Carol’s point is that this lack of consensus has led to the creation of overlapping requirements and rules that do nothing but hamper the level of innovation within the industry. They are expensive, time consuming and prohibitive for the United States. There is also the risks of enforcement actions and investigations that drives many away from the industry.
What Is The Solution?
As a solution to these problems, Goforth suggested a paradigm shift. She said that the United States will is not likely to set a limit for industry jurisdiction of the bodies mentioned above because they want to consolidate regulatory power. Rather than creating an entirely new body to regulate the cryptocurrency industry, legislators will leave the current regulators of typical financial markets in charge. This is because they believe these ones have the necessary expertise to regulate the industry. Since the courts have given approval, things may not change for now.
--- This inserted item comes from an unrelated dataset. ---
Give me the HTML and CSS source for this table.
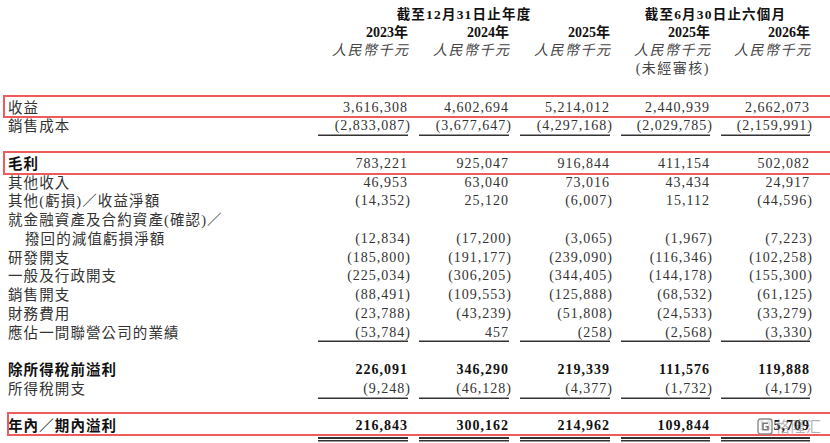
FILE: index.html
```html
<!DOCTYPE html>
<html lang="zh-Hant">
<head>
<meta charset="utf-8">
<title>綜合損益表</title>
<link rel="stylesheet" href="styles.css">
</head>
<body>
<div class="sheet">
  <div class="head">
    <div class="hrow">
      <div></div>
      <div class="period p3">截至12月31日止年度</div>
      <div class="period p2">截至6月30日止六個月</div>
    </div>
    <div class="hrow">
      <div></div>
      <div class="yr">2023年</div>
      <div class="yr">2024年</div>
      <div class="yr">2025年</div>
      <div class="yr">2025年</div>
      <div class="yr">2026年</div>
    </div>
    <div class="hrow">
      <div></div>
      <div class="unit">人民幣千元</div>
      <div class="unit">人民幣千元</div>
      <div class="unit">人民幣千元</div>
      <div class="unit">人民幣千元</div>
      <div class="unit">人民幣千元</div>
    </div>
    <div class="hrow">
      <div></div><div></div><div></div><div></div>
      <div class="audit">(未經審核)</div>
      <div></div>
    </div>
  </div>

  <div class="body">
    <div class="row hl">
      <div class="lbl">收益</div>
      <div class="c"><span>3,616,308</span></div>
      <div class="c"><span>4,602,694</span></div>
      <div class="c"><span>5,214,012</span></div>
      <div class="c"><span>2,440,939</span></div>
      <div class="c"><span>2,662,073</span></div>
    </div>
    <div class="row u">
      <div class="lbl">銷售成本</div>
      <div class="c"><span class="neg">(2,833,087)</span></div>
      <div class="c"><span class="neg">(3,677,647)</span></div>
      <div class="c"><span class="neg">(4,297,168)</span></div>
      <div class="c"><span class="neg">(2,029,785)</span></div>
      <div class="c"><span class="neg">(2,159,991)</span></div>
    </div>
    <div class="row"></div>
    <div class="row hl">
      <div class="lbl b">毛利</div>
      <div class="c"><span>783,221</span></div>
      <div class="c"><span>925,047</span></div>
      <div class="c"><span>916,844</span></div>
      <div class="c"><span>411,154</span></div>
      <div class="c"><span>502,082</span></div>
    </div>
    <div class="row">
      <div class="lbl">其他收入</div>
      <div class="c"><span>46,953</span></div>
      <div class="c"><span>63,040</span></div>
      <div class="c"><span>73,016</span></div>
      <div class="c"><span>43,434</span></div>
      <div class="c"><span>24,917</span></div>
    </div>
    <div class="row">
      <div class="lbl">其他(虧損)／收益淨額</div>
      <div class="c"><span class="neg">(14,352)</span></div>
      <div class="c"><span>25,120</span></div>
      <div class="c"><span class="neg">(6,007)</span></div>
      <div class="c"><span>15,112</span></div>
      <div class="c"><span class="neg">(44,596)</span></div>
    </div>
    <div class="row">
      <div class="lbl">就金融資產及合約資產(確認)／</div>
    </div>
    <div class="row">
      <div class="lbl ind">撥回的減值虧損淨額</div>
      <div class="c"><span class="neg">(12,834)</span></div>
      <div class="c"><span class="neg">(17,200)</span></div>
      <div class="c"><span class="neg">(3,065)</span></div>
      <div class="c"><span class="neg">(1,967)</span></div>
      <div class="c"><span class="neg">(7,223)</span></div>
    </div>
    <div class="row">
      <div class="lbl">研發開支</div>
      <div class="c"><span class="neg">(185,800)</span></div>
      <div class="c"><span class="neg">(191,177)</span></div>
      <div class="c"><span class="neg">(239,090)</span></div>
      <div class="c"><span class="neg">(116,346)</span></div>
      <div class="c"><span class="neg">(102,258)</span></div>
    </div>
    <div class="row">
      <div class="lbl">一般及行政開支</div>
      <div class="c"><span class="neg">(225,034)</span></div>
      <div class="c"><span class="neg">(306,205)</span></div>
      <div class="c"><span class="neg">(344,405)</span></div>
      <div class="c"><span class="neg">(144,178)</span></div>
      <div class="c"><span class="neg">(155,300)</span></div>
    </div>
    <div class="row">
      <div class="lbl">銷售開支</div>
      <div class="c"><span class="neg">(88,491)</span></div>
      <div class="c"><span class="neg">(109,553)</span></div>
      <div class="c"><span class="neg">(125,888)</span></div>
      <div class="c"><span class="neg">(68,532)</span></div>
      <div class="c"><span class="neg">(61,125)</span></div>
    </div>
    <div class="row">
      <div class="lbl">財務費用</div>
      <div class="c"><span class="neg">(23,788)</span></div>
      <div class="c"><span class="neg">(43,239)</span></div>
      <div class="c"><span class="neg">(51,808)</span></div>
      <div class="c"><span class="neg">(24,533)</span></div>
      <div class="c"><span class="neg">(33,279)</span></div>
    </div>
    <div class="row u">
      <div class="lbl">應佔一間聯營公司的業績</div>
      <div class="c"><span class="neg">(53,784)</span></div>
      <div class="c"><span>457</span></div>
      <div class="c"><span class="neg">(258)</span></div>
      <div class="c"><span class="neg">(2,568)</span></div>
      <div class="c"><span class="neg">(3,330)</span></div>
    </div>
    <div class="row"></div>
    <div class="row bold">
      <div class="lbl b">除所得稅前溢利</div>
      <div class="c"><span>226,091</span></div>
      <div class="c"><span>346,290</span></div>
      <div class="c"><span>219,339</span></div>
      <div class="c"><span>111,576</span></div>
      <div class="c"><span>119,888</span></div>
    </div>
    <div class="row u">
      <div class="lbl">所得稅開支</div>
      <div class="c"><span class="neg">(9,248)</span></div>
      <div class="c"><span class="neg">(46,128)</span></div>
      <div class="c"><span class="neg">(4,377)</span></div>
      <div class="c"><span class="neg">(1,732)</span></div>
      <div class="c"><span class="neg">(4,179)</span></div>
    </div>
    <div class="row"></div>
    <div class="row bold uu hl hl-last">
      <div class="lbl b">年內／期內溢利</div>
      <div class="c"><span>216,843</span></div>
      <div class="c"><span>300,162</span></div>
      <div class="c"><span>214,962</span></div>
      <div class="c"><span>109,844</span></div>
      <div class="c"><span>115,709</span></div>
    </div>
  </div>

  <div class="mark">
    <svg class="mark-logo" width="16" height="17" viewBox="0 0 16 17">
      <rect x="1" y="1" width="14" height="15" rx="2.5" fill="#fff" fill-opacity="0.85" stroke="#8a8a8a" stroke-width="1.4"/>
      <path d="M11 5.2 H6 V11.8 H11 V8.8 H8.6" fill="none" stroke="#7a7a7a" stroke-width="1.6"/>
    </svg>
    <span class="mark-text">格隆汇</span>
  </div>
</div>
</body>
</html>
```

FILE: styles.css
```css
* {
  box-sizing: border-box;
}

html,
body {
  margin: 0;
  background: #ffffff;
}

body {
  font-family: "Liberation Serif", "Noto Sans CJK TC", serif;
  color: #333333;
}

.sheet {
  position: relative;
  width: 830px;
  height: 443px;
  padding: 6px 0 0 8px;
  overflow: hidden;
}

.hrow,
.row {
  display: grid;
  grid-template-columns: 299px 101px 101px 101px 100px 100px;
}

/* ---------- header ---------- */
.head {
  margin-bottom: 20.6px;
}

.hrow {
  height: 18px;
  line-height: 18px;
}

.period {
  grid-column: span 3;
  margin-left: 11px;
  text-align: center;
  font-size: 13.5px;
  font-weight: bold;
  letter-spacing: 1.2px;
  color: #111111;
  white-space: nowrap;
}

.period.p2 {
  grid-column: span 2;
}

.yr {
  text-align: right;
  font-size: 14px;
  font-weight: bold;
  color: #111111;
}

.unit,
.audit {
  text-align: right;
  font-size: 14px;
  font-style: italic;
  letter-spacing: 1.5px;
  margin-right: -1.5px;
  color: #444444;
  white-space: nowrap;
}

.audit {
  font-style: normal;
  margin-right: 0;
}

/* ---------- body rows ---------- */
.row {
  position: relative;
  height: 18.75px;
  line-height: 18.75px;
  font-size: 14px;
}

.lbl {
  font-size: 14.5px;
  letter-spacing: 1.1px;
  white-space: nowrap;
  color: #333333;
}

.lbl.ind {
  padding-left: 17px;
}

.lbl.b {
  font-weight: bold;
  color: #111111;
}

.c {
  margin-left: 11px;
  text-align: right;
  letter-spacing: 1px;
  white-space: nowrap;
}

.c .neg {
  margin-right: -3px;
}

.row.bold .c {
  font-weight: bold;
  color: #111111;
}

.row.u .c {
  box-shadow: inset 0 -1.5px 0 #333333;
}

.row.uu .c {
  box-shadow:
    0 1px 0 #ffffff,
    0 3px 0 #333333,
    0 4px 0 #ffffff,
    0 5.5px 0 #333333;
}

/* red highlight frames laid over a row */
.row.hl::after {
  content: "";
  position: absolute;
  top: -4px;
  bottom: -1px;
  left: -5px;
  right: -10px;
  border: 2px solid #ef5a5a;
  pointer-events: none;
}

.row.hl-last::after {
  top: -5px;
  bottom: 0;
  left: -1px;
  right: -8px;
}

/* watermark */
.mark {
  position: absolute;
  left: 757px;
  top: 417px;
  display: flex;
  align-items: center;
  gap: 2px;
}

.mark-logo {
  display: block;
}

.mark-text {
  font-family: "Noto Sans CJK SC", sans-serif;
  font-size: 15px;
  line-height: 18px;
  color: rgba(110, 110, 110, 0.55);
  letter-spacing: 0.5px;
}
```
So, how can these agencies regulate the cryptocurrency industry without hindering innovation? Well, one easy solution will be for all the bodies that currently have a say in cryptocurrency affairs to come together and make an effort to coordinate regulatory oversight and enforcement based on a nuanced approach. In her words:
“For a change in perspective to occur, a paradigm shift is needed. These bodies need to move away from seeing cryptocurrencies as one kind of asset or the other because, in reality, it isn’t a single kind of asset. When regulators in the United States realize this, they will be able to do something beneficial before it is too late.”
As long as there is no single, clear and favorable framework for the cryptocurrency industry, development will be stunted. Innovators and institutional investors will not want to penetrate an industry that doesn’t have a single definition but is being regulated as different things by different bodies.